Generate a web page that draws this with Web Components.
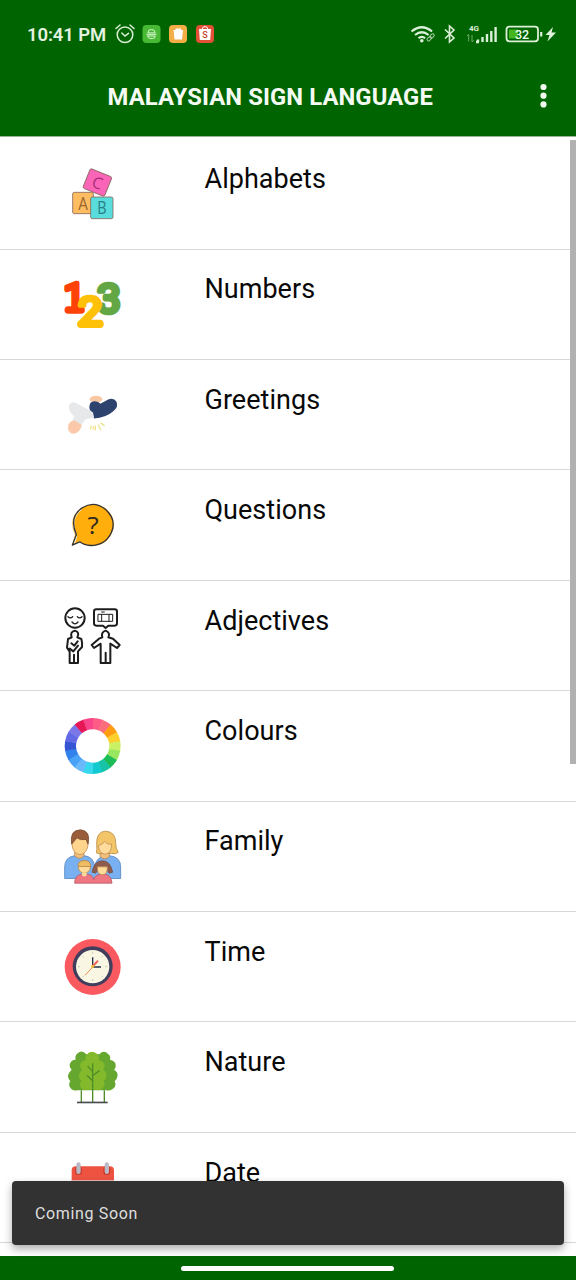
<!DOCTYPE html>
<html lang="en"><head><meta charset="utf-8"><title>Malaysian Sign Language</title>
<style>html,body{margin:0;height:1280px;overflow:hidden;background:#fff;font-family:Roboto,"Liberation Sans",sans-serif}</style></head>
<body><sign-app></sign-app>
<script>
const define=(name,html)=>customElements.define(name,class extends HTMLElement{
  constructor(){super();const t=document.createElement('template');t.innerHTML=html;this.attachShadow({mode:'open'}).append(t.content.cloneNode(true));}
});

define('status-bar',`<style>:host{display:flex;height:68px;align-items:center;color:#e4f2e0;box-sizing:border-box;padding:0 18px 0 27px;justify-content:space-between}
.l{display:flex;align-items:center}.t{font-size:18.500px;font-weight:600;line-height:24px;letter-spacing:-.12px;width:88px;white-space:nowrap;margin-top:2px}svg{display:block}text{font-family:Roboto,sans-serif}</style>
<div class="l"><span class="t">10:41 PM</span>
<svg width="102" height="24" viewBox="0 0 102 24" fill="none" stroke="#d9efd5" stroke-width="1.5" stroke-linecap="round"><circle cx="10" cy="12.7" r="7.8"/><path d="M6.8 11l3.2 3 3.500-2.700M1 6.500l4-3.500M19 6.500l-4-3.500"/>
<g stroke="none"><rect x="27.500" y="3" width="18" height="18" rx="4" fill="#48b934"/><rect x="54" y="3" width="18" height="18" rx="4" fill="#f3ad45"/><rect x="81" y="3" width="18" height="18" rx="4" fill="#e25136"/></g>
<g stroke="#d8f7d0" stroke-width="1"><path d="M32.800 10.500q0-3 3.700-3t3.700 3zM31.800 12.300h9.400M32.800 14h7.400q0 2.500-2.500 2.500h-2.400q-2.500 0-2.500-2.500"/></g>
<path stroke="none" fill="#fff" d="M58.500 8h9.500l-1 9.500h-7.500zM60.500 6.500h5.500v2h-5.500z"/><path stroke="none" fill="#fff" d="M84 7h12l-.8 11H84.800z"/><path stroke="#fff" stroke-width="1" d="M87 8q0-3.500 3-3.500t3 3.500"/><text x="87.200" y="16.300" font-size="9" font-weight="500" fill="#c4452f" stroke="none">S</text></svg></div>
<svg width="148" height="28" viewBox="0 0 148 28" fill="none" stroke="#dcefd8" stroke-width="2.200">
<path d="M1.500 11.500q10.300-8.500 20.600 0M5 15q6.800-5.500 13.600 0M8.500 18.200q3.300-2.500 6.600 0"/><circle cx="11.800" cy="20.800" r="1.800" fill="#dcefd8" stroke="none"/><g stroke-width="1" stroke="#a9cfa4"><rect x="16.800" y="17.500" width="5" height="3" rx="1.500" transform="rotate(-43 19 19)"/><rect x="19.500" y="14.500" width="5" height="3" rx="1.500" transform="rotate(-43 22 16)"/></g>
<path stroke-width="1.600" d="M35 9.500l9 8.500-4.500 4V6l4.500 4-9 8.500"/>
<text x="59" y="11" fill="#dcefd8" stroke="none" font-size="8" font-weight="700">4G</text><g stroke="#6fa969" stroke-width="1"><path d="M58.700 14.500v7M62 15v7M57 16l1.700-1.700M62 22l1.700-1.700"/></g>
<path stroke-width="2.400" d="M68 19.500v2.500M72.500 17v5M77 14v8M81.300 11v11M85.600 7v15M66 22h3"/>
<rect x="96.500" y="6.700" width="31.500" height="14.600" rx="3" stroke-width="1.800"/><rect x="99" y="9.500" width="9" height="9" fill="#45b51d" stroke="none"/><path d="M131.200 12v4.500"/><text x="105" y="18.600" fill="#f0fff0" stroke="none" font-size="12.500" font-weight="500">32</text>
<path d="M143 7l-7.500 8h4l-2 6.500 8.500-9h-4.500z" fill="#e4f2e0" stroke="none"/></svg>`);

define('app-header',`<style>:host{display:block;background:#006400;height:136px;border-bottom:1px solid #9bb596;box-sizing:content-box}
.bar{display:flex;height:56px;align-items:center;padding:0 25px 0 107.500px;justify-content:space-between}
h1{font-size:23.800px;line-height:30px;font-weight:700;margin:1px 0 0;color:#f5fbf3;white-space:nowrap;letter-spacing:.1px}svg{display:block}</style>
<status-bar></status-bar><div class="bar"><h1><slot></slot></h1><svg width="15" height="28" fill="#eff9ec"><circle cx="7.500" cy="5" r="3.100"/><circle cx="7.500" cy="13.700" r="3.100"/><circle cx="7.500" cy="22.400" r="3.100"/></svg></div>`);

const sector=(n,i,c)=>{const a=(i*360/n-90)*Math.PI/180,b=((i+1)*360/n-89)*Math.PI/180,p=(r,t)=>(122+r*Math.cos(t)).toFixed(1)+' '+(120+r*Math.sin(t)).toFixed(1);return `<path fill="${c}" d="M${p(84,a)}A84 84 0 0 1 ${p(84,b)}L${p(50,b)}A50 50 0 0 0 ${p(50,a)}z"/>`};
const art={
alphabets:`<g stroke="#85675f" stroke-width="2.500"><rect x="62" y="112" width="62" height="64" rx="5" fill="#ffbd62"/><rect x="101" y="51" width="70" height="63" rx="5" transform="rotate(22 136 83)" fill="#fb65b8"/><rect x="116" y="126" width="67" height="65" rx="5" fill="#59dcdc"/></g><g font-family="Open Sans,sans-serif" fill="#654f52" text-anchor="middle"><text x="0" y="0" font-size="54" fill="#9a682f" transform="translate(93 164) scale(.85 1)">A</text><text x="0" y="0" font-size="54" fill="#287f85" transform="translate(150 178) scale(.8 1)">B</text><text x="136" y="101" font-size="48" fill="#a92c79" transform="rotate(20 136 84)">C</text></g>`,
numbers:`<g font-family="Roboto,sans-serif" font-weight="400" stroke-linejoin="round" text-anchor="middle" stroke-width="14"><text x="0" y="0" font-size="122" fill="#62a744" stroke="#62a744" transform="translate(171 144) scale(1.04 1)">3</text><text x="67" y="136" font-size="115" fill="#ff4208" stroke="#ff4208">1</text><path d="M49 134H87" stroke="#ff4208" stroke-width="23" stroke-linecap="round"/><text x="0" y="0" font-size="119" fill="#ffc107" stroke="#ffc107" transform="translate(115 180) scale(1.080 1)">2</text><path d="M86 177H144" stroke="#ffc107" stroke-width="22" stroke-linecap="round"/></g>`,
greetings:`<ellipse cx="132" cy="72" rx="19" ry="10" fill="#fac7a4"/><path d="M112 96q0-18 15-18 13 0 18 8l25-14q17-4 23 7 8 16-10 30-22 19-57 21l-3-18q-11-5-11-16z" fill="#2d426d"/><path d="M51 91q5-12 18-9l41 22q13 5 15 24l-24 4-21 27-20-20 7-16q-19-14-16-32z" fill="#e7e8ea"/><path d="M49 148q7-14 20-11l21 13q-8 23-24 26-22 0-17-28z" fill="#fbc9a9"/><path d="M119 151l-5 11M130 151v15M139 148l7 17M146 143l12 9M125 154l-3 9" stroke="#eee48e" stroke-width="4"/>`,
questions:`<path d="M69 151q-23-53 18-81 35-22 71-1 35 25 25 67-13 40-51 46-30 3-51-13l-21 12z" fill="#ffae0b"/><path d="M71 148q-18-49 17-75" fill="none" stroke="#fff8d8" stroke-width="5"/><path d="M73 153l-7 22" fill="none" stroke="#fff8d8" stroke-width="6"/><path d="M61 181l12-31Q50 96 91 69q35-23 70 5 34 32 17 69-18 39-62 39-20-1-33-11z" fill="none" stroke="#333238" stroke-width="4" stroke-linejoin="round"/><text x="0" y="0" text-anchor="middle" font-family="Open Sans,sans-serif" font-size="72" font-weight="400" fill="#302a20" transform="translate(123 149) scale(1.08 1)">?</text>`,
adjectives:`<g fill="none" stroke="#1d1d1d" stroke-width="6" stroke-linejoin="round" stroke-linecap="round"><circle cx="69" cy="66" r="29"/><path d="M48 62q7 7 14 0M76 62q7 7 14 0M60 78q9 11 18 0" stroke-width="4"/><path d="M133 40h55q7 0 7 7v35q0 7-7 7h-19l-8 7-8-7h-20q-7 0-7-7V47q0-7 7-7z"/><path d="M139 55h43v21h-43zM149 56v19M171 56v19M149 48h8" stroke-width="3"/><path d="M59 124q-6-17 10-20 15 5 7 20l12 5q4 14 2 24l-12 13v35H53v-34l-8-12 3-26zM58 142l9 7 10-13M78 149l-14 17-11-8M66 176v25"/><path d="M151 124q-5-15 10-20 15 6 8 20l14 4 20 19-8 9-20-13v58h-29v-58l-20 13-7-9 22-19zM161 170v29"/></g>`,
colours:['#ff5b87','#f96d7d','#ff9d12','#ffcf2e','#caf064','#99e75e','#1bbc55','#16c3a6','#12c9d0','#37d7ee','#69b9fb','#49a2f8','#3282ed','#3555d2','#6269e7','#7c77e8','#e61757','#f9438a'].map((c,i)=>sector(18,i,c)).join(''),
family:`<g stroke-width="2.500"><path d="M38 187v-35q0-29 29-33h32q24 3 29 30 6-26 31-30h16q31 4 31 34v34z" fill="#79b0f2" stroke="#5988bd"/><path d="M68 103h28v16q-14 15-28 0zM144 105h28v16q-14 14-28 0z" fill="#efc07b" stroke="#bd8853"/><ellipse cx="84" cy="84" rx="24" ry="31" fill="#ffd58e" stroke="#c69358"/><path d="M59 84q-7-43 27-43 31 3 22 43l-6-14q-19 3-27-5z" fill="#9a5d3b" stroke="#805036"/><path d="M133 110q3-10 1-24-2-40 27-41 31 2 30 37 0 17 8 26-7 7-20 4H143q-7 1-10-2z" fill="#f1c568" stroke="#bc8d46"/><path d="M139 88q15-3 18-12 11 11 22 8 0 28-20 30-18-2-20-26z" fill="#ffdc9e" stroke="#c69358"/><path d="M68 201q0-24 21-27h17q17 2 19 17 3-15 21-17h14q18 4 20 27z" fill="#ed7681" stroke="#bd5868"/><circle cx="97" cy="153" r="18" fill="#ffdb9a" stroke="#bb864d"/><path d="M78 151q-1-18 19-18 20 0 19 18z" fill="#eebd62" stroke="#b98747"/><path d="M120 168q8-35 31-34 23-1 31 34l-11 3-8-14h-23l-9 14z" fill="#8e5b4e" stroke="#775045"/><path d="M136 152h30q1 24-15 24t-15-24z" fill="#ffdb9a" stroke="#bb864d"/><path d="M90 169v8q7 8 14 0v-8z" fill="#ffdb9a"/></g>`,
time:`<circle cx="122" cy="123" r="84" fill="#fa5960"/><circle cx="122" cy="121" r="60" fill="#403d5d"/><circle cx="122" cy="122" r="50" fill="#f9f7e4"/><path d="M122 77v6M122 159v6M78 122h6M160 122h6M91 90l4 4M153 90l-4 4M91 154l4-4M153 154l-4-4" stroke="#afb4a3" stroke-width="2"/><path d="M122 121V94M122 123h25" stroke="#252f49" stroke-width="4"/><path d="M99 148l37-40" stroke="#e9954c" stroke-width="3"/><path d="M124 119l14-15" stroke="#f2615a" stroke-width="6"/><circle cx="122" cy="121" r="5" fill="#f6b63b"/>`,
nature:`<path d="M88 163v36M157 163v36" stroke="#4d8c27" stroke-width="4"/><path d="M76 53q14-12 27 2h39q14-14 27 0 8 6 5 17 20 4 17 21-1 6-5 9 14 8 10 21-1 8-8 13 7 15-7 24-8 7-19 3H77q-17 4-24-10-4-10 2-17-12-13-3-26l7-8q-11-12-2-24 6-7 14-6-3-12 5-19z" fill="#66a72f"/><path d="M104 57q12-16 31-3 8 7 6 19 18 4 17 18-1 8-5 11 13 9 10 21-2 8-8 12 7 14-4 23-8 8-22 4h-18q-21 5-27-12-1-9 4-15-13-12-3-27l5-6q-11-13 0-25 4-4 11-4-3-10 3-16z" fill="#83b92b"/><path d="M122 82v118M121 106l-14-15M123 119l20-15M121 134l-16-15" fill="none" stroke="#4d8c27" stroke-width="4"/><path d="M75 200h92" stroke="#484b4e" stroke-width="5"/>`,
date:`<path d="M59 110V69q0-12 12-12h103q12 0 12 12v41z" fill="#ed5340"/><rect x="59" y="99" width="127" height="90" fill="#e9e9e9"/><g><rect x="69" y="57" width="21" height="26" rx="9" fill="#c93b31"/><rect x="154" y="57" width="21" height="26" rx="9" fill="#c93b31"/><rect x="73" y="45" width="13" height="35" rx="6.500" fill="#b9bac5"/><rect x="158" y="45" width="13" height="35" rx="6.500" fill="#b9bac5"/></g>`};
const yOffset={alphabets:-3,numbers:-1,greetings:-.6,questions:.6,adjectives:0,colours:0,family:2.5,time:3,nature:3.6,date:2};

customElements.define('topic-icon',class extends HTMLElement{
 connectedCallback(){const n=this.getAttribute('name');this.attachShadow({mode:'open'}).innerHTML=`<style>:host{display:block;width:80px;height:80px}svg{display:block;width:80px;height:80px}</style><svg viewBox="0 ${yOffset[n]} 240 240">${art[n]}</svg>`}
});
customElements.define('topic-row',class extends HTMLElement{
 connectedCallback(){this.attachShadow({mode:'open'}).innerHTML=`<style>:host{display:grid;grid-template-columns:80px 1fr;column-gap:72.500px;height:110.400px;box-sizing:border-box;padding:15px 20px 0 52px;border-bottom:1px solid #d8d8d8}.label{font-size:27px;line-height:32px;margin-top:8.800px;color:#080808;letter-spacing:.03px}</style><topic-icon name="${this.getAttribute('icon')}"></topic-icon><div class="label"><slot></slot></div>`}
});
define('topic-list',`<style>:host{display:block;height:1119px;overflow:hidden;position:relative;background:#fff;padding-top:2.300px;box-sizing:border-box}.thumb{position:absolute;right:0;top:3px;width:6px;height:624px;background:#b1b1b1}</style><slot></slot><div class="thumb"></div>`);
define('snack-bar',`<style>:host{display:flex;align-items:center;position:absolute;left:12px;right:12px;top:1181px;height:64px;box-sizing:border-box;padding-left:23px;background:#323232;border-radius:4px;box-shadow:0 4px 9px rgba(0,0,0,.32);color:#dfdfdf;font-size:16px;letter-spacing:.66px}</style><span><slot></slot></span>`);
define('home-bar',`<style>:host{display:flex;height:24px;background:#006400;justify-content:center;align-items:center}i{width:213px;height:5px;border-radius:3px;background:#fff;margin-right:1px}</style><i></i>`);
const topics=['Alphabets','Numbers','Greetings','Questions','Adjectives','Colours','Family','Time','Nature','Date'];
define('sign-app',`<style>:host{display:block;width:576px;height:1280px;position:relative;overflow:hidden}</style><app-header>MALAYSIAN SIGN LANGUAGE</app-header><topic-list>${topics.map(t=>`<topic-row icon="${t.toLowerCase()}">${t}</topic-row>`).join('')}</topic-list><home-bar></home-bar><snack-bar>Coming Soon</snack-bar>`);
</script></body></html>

#### Problem requirements:
Copy every line above that holds the word "this".

#### Worked answer:
Generate a web page that draws this with Web Components.
  constructor(){super();const t=document.createElement('template');t.innerHTML=html;this.attachShadow({mode:'open'}).append(t.content.cloneNode(true));}
 connectedCallback(){const n=this.getAttribute('name');this.attachShadow({mode:'open'}).innerHTML=`<style>:host{display:block;width:80px;height:80px}svg{display:block;width:80px;height:80px}</style><svg viewBox="0 ${yOffset[n]} 240 240">${art[n]}</svg>`}
 connectedCallback(){this.attachShadow({mode:'open'}).innerHTML=`<style>:host{display:grid;grid-template-columns:80px 1fr;column-gap:72.500px;height:110.400px;box-sizing:border-box;padding:15px 20px 0 52px;border-bottom:1px solid #d8d8d8}.label{font-size:27px;line-height:32px;margin-top:8.800px;color:#080808;letter-spacing:.03px}</style><topic-icon name="${this.getAttribute('icon')}"></topic-icon><div class="label"><slot></slot></div>`}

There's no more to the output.